The task >>
Copy out the lines that have "code" in them.

(Extracted records)

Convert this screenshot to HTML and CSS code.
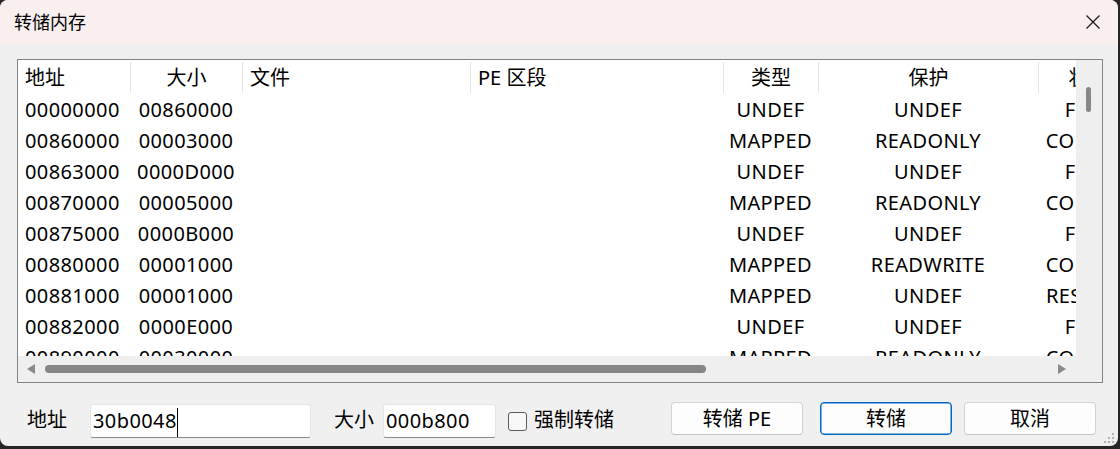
FILE: index.html
```html
<!DOCTYPE html>
<html lang="zh-CN">
<head>
    <meta charset="UTF-8">
    <title>转储内存</title>
    <link rel="stylesheet" href="styles.css">
</head>
<body>
    <div class="window">
        <div class="titlebar">
            <span class="title">转储内存</span>
            <svg class="close" width="14" height="14" viewBox="0 0 14 14">
                <path d="M0.5 0.5 L13.5 13.5 M13.5 0.5 L0.5 13.5" stroke="#1b1b1b" stroke-width="1.3" fill="none"/>
            </svg>
        </div>

        <div class="content">
            <div class="listview">
                <div class="viewport">
                    <div class="cols head">
                        <div class="hcell">地址</div>
                        <div class="hcell center">大小</div>
                        <div class="hcell">文件</div>
                        <div class="hcell">PE 区段</div>
                        <div class="hcell center">类型</div>
                        <div class="hcell center">保护</div>
                        <div class="hcell center">状态</div>
                    </div>
                    <div id="rows"></div>
                </div>
                <div class="vscroll"><div class="vthumb"></div></div>
                <div class="hscroll">
                    <span class="arrow-left"></span>
                    <div class="hthumb"></div>
                    <span class="arrow-right"></span>
                </div>
                <div class="corner"></div>
            </div>

            <div class="footer">
                <span class="label">地址</span>
                <div class="field addr">30b0048<span class="caret"></span></div>
                <span class="label size-label">大小</span>
                <div class="field size">000b800</div>
                <span class="checkbox"></span>
                <span class="check-label">强制转储</span>
                <div class="btn pe">转储 PE</div>
                <div class="btn primary">转储</div>
                <div class="btn cancel">取消</div>
            </div>
        </div>

        <svg class="grip" width="12" height="12" viewBox="0 0 12 12">
            <rect x="9" y="0" width="2" height="2"/>
            <rect x="5" y="4" width="2" height="2"/>
            <rect x="9" y="4" width="2" height="2"/>
            <rect x="1" y="8" width="2" height="2"/>
            <rect x="5" y="8" width="2" height="2"/>
            <rect x="9" y="8" width="2" height="2"/>
        </svg>
    </div>

    <script>
        // memory regions shown in the list
        const regions = [
            ["00000000", "00860000", "UNDEF", "UNDEF", "FREE"],
            ["00860000", "00003000", "MAPPED", "READONLY", "COMMIT"],
            ["00863000", "0000D000", "UNDEF", "UNDEF", "FREE"],
            ["00870000", "00005000", "MAPPED", "READONLY", "COMMIT"],
            ["00875000", "0000B000", "UNDEF", "UNDEF", "FREE"],
            ["00880000", "00001000", "MAPPED", "READWRITE", "COMMIT"],
            ["00881000", "00001000", "MAPPED", "UNDEF", "RESERVE"],
            ["00882000", "0000E000", "UNDEF", "UNDEF", "FREE"],
            ["00890000", "00030000", "MAPPED", "READONLY", "COMMIT"]
        ];

        const rows = document.getElementById('rows');
        regions.forEach(r => {
            const row = document.createElement('div');
            row.className = 'cols row';
            row.innerHTML =
                `<div class="cell">${r[0]}</div>` +
                `<div class="cell center">${r[1]}</div>` +
                `<div class="cell"></div>` +
                `<div class="cell"></div>` +
                `<div class="cell center">${r[2]}</div>` +
                `<div class="cell center">${r[3]}</div>` +
                `<div class="cell center">${r[4]}</div>`;
            rows.appendChild(row);
        });
    </script>
</body>
</html>
```

FILE: styles.css
```css
body {
    margin: 0;
    padding: 0;
    background: #262626;
    font-family: "Noto Sans", "Noto Sans CJK SC", sans-serif;
    color: #000;
}

.window {
    position: relative;
    width: 1118px;
    height: 446px;
    background: #f0f0f0;
    border-radius: 8px;
    overflow: hidden;
}

.titlebar {
    height: 44px;
    background: #f8efee;
    display: flex;
    align-items: center;
    padding: 0 18px 0 14px;
}

.title {
    font-size: 18px;
    line-height: 20px;
    flex: 1;
}

.close {
    display: block;
}

.content {
    padding: 15px 0 0 17px;
}

/* list view */
.listview {
    display: grid;
    grid-template-columns: 1058px 26px;
    grid-template-rows: 296px 26px;
    width: 1084px;
    border: 1px solid #838383;
}

.viewport {
    background: #fff;
    overflow: hidden;
}

.cols {
    display: grid;
    grid-template-columns: 112px 112px 228px 253px 95px 220px 100px;
    width: 1120px;
    font-size: 20px;
}

.head {
    margin: 2px 0 1px;
}

.hcell {
    height: 31px;
    line-height: 31px;
    padding-left: 7px;
    border-left: 1px solid #e5e5e5;
    white-space: nowrap;
}

.hcell:first-child {
    border-left: none;
}

.row .cell {
    height: 31px;
    line-height: 31px;
    padding-left: 7px;
    letter-spacing: 0.4px;
    white-space: nowrap;
}

.hcell.center,
.row .cell.center {
    padding-left: 0;
    text-align: center;
}

.vscroll {
    background: #efefef;
    padding: 27px 0 0 10px;
}

.vthumb {
    width: 5px;
    height: 25px;
    border-radius: 3px;
    background: #878787;
}

.hscroll {
    background: #efefef;
    display: flex;
    align-items: center;
    padding: 0 10px 0 9px;
}

.arrow-left,
.arrow-right {
    width: 0;
    height: 0;
    border-top: 5px solid transparent;
    border-bottom: 5px solid transparent;
}

.arrow-left {
    border-right: 8px solid #8a8a8a;
}

.arrow-right {
    border-left: 8px solid #8a8a8a;
    margin-left: auto;
}

.hthumb {
    margin-left: 10px;
    width: 661px;
    height: 8px;
    border-radius: 4px;
    background: #868686;
}

.corner {
    background: #efefef;
}

/* bottom bar */
.footer {
    display: flex;
    align-items: flex-start;
    padding: 19px 22px 0 10px;
    font-size: 20px;
}

.label {
    margin-top: 8px;
    line-height: 20px;
}

.size-label {
    margin-left: 23px;
}

.field {
    margin-top: 2px;
    height: 32px;
    line-height: 32px;
    background: #fff;
    border: 1px solid #e6e6e6;
    border-bottom-color: #8a8a8a;
    border-radius: 3px;
    padding-left: 2px;
    letter-spacing: 0.4px;
    white-space: nowrap;
}

.addr {
    margin-left: 23px;
    width: 217px;
}

.size {
    margin-left: 9px;
    width: 109px;
}

.caret {
    display: inline-block;
    width: 1px;
    height: 29px;
    background: #000;
    vertical-align: middle;
}

.checkbox {
    margin: 10px 0 0 12px;
    width: 17px;
    height: 17px;
    border: 1px solid #5b5b5b;
    border-radius: 3px;
    background: #f8f8f8;
}

.check-label {
    margin: 8px 0 0 7px;
    line-height: 20px;
}

.btn {
    width: 130px;
    height: 31px;
    line-height: 31px;
    text-align: center;
    background: #fdfdfd;
    border: 1px solid #d3d3d3;
    border-bottom-color: #c2c2c2;
    border-radius: 4px;
}

.btn.pe {
    margin-left: auto;
}

.btn.primary {
    margin-left: 17px;
    border: 1px solid #0067c0;
    box-shadow: inset 0 0 0 0.5px #0067c0;
}

.btn.cancel {
    margin-left: 12px;
}

.grip {
    position: absolute;
    right: 3px;
    bottom: 1px;
    fill: #b3b3b3;
}
```
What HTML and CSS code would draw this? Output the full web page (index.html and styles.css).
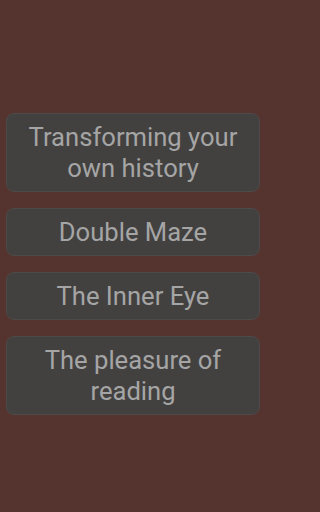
FILE: index.html
```html
<!DOCTYPE html>
<html>
<head>
<meta charset="utf-8">
<link rel="stylesheet" href="styles.css">
</head>
<body>
<div class="list">
  <div class="item">Transforming your own history</div>
  <div class="item">Double Maze</div>
  <div class="item">The Inner Eye</div>
  <div class="item">The pleasure of reading</div>
</div>
</body>
</html>
```
FILE: styles.css
```css
html, body {
  margin: 0;
  padding: 0;
  background: #553430;
  width: 266px;
  height: 512px;
  overflow: hidden;
}
.list {
  display: flex;
  flex-direction: column;
  gap: 16px;
  padding: 113px 6px 0 6px;
}
.item {
  background: #424140;
  border: 1px solid #4d4a48;
  border-radius: 8px;
  color: #a5a5a5;
  font-family: Roboto, "Noto Sans", sans-serif;
  font-size: 25.6px;
  line-height: 31px;
  text-align: center;
  padding: 8px 12px 7px;
}
```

Solution >>
Convert this screenshot to HTML and CSS code.
What HTML and CSS code would draw this? Output the full web page (index.html and styles.css).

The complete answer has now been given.